For Airbnb owners, the low season can be such a pain. Visitors dry up, and the calendar for the month has huge gaps where no one is booked.
Micro-currencies open a new opportunity for Airbnb owners to take advantage of their spare capacity during this season. With Micro-currencies, owners can offer their unit in exchange for digital micro-currencies issued by other Airbnb hosts.
This would mean that hosts could stay at a unit at effectively no cost, since the nights they are giving away in exchange would otherwise be sitting empty and not earning them anything anyway.

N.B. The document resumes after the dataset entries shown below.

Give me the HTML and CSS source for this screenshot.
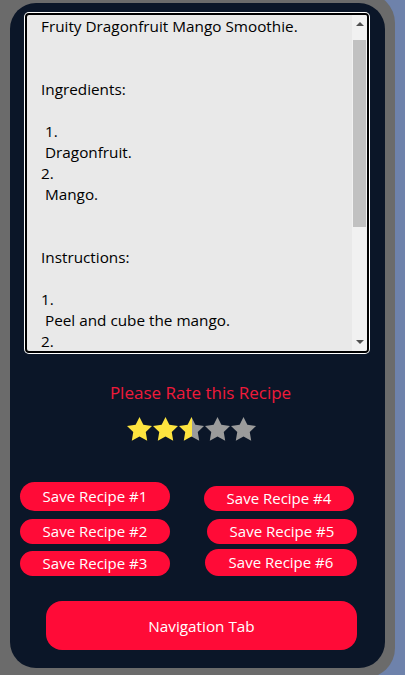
FILE: index.html
```html
<!DOCTYPE html>
<html lang="en">
<head>
<meta charset="utf-8">
<title>Recipe</title>
<link rel="stylesheet" href="styles.css">
</head>
<body>
<div class="phone">
  <div class="screen">
    <div class="recipe-box">
      <div class="recipe-text">Fruity Dragonfruit Mango Smoothie.


Ingredients:

 1.
 Dragonfruit.
2.
 Mango.


Instructions:

1.
 Peel and cube the mango.
2.</div>
      <div class="scrollbar">
        <div class="arrow arrow-up"></div>
        <div class="thumb"></div>
        <div class="arrow arrow-down"></div>
      </div>
    </div>

    <div class="rate-title">Please Rate this Recipe</div>

    <div class="stars">
      <svg class="star" viewBox="2 2 20 19.3" preserveAspectRatio="none"><path class="full" d="M12 2l3.09 6.26L22 9.27l-5 4.87 1.18 6.88L12 17.77l-6.18 3.25L7 14.14 2 9.27l6.91-1.01L12 2z"/></svg>
      <svg class="star" viewBox="2 2 20 19.3" preserveAspectRatio="none"><path class="full" d="M12 2l3.09 6.26L22 9.27l-5 4.87 1.18 6.88L12 17.77l-6.18 3.25L7 14.14 2 9.27l6.91-1.01L12 2z"/></svg>
      <svg class="star" viewBox="2 2 20 19.3" preserveAspectRatio="none"><defs><linearGradient id="half" x1="0" x2="1" y1="0" y2="0"><stop offset="0.5" stop-color="#fde43f"/><stop offset="0.5" stop-color="#9b9b9b"/></linearGradient></defs><path fill="url(#half)" d="M12 2l3.09 6.26L22 9.27l-5 4.87 1.18 6.88L12 17.77l-6.18 3.25L7 14.14 2 9.27l6.91-1.01L12 2z"/></svg>
      <svg class="star" viewBox="2 2 20 19.3" preserveAspectRatio="none"><path class="empty" d="M12 2l3.09 6.26L22 9.27l-5 4.87 1.18 6.88L12 17.77l-6.18 3.25L7 14.14 2 9.27l6.91-1.01L12 2z"/></svg>
      <svg class="star" viewBox="2 2 20 19.3" preserveAspectRatio="none"><path class="empty" d="M12 2l3.09 6.26L22 9.27l-5 4.87 1.18 6.88L12 17.77l-6.18 3.25L7 14.14 2 9.27l6.91-1.01L12 2z"/></svg>
    </div>

    <div class="save-grid">
      <div class="save-col">
        <button class="save-btn btn-1">Save Recipe #1</button>
        <button class="save-btn btn-2">Save Recipe #2</button>
        <button class="save-btn btn-3">Save Recipe #3</button>
      </div>
      <div class="save-col">
        <button class="save-btn btn-4">Save Recipe #4</button>
        <button class="save-btn btn-5">Save Recipe #5</button>
        <button class="save-btn btn-6">Save Recipe #6</button>
      </div>
    </div>

    <button class="nav-btn">Navigation Tab</button>
  </div>
</div>
</body>
</html>
```

FILE: styles.css
```css
html, body {
  margin: 0;
  padding: 0;
}
body {
  background: #6e82ab;
  width: 405px;
  height: 675px;
  overflow: hidden;
  font-family: "Open Sans", "Noto Sans", sans-serif;
}
.phone {
  box-sizing: border-box;
  width: 395px;
  margin-top: -7px;
  padding: 10px;
  background: #6b6b6b;
  border-radius: 0 30px 30px 0;
}
.screen {
  box-sizing: border-box;
  height: 665px;
  background: #0b1628;
  border-radius: 26px;
  display: flex;
  flex-direction: column;
  overflow: hidden;
}
.recipe-box {
  box-sizing: border-box;
  margin: 10px 0 0 15px;
  width: 344px;
  height: 340px;
  border: 2px solid #000;
  border-radius: 4px;
  box-shadow: 0 0 0 1px #fff;
  background: #e9e9e9;
  display: flex;
  overflow: hidden;
}
.recipe-text {
  flex: 1;
  padding: 1px 0 0 14px;
  white-space: pre;
  font-size: 15.3px;
  line-height: 21px;
  color: #000;
  overflow: hidden;
}
.scrollbar {
  width: 15px;
  background: #f1f1f1;
  display: flex;
  flex-direction: column;
  align-items: center;
}
.arrow {
  width: 0;
  height: 0;
  border-left: 4px solid transparent;
  border-right: 4px solid transparent;
}
.arrow-up {
  margin-top: 7px;
  border-bottom: 4px solid #505050;
}
.arrow-down {
  margin-top: auto;
  margin-bottom: 7px;
  border-top: 4px solid #505050;
}
.thumb {
  width: 13px;
  height: 187px;
  margin-top: 14px;
  background: #c1c1c1;
}
.rate-title {
  margin-top: 28px;
  text-align: center;
  padding-left: 6px;
  color: #f01a3a;
  font-size: 17px;
  line-height: 24px;
}
.stars {
  margin: 12px 0 0 117px;
  display: flex;
  gap: 1px;
}
.star {
  width: 25px;
  height: 24px;
}
.star .full { fill: #fde43f; }
.star .empty { fill: #9b9b9b; }
.save-grid {
  margin-top: 41px;
  display: flex;
  padding-left: 10px;
}
.save-col {
  display: flex;
  flex-direction: column;
}
.save-col + .save-col {
  margin-left: 34px;
}
.save-btn {
  box-sizing: border-box;
  width: 150px;
  height: 25px;
  padding: 0;
  border: none;
  border-radius: 13px;
  background: #ff0b37;
  color: #fff;
  font-family: "Open Sans", "Noto Sans", sans-serif;
  font-size: 15px;
  line-height: 25px;
}
.btn-1 { height: 29px; border-radius: 15px; }
.btn-2 { margin-top: 8px; }
.btn-3 { margin-top: 7px; }
.btn-4 { margin-top: 4px; }
.btn-5 { margin-top: 8px; margin-left: 3px; }
.btn-6 { margin-top: 5px; margin-left: 1px; width: 152px; height: 27px; border-radius: 14px; }
.nav-btn {
  box-sizing: border-box;
  margin: 25px 0 0 36px;
  width: 311px;
  height: 49px;
  border: none;
  border-radius: 16px;
  background: #ff0b37;
  color: #fff;
  font-family: "Open Sans", "Noto Sans", sans-serif;
  font-size: 15.3px;
}
```
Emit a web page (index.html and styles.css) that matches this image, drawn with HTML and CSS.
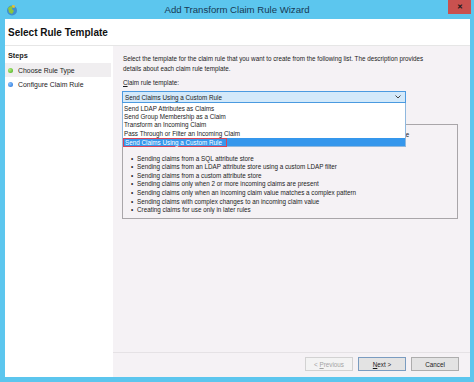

The result of enabling trade of unbooked nights during the low season would mean more people enjoying stays at Airbnbs with a given number of Airbnb units on the market.
To see how this could work in practice, let’s look at an example:
Meet Alfonso. Alfonso owns a 1 bedroom unit in Rome. From October to March, his unit sits empty for half the nights.
One day in November, in a gloomy mood from seeing that his unit is not booked for most of the month, Alfonso creates his own digital micro-currency, and advertises that he accepts micro-currencies issued by other Airbnb hosts for stays at his unit for the month of November.
Suddenly he gets a booking from Stacey who owns an Airbnb back in her home town of Miami. Stacey issues a currency called Ocean’s Breeze dollars, named after the description of her unit on Airbnb: ‘Ocean’s Breeze Tower suite’. Stacey pays Alfonso 450 Ocean’s Breeze dollars for 3 nights stay in his Rome unit, enough to pay for 3 nights at her Miami unit during the low-season, or 2 nights during the more expensive high-season.
The following week Alfonso decides to visit New York. He wants to spend the credit he has for Stacey’s unit in Miami to pay for his accommodations in New York, so he creates a post in the New York City page for Craigslist, offering his Miami currency in exchange for staying at any New York City Airbnb unit.
The post was seen by Craiglist users in New York. Jeffrey, who lives in New York, sees the post, and decides to take Alfonso up on his offer, as he travels to Miami every December to visit his parents. Jeffrey spends the 450 Ocean’s Breeze dollars for a three night stay.
All three parties in this situation come out ahead, and see their calendar filled with more bookings, while being able to travel to beautiful places at no expense plus get ideas from other Airbnb hosts on how to more effectively manage their Airbnb. This is the potential of personal micro-currencies.
Airbnb hosts will even have the option to sell the Airbnb micro-currencies they receive from other hosts to travelers who would love to get credit for rentals at a discount.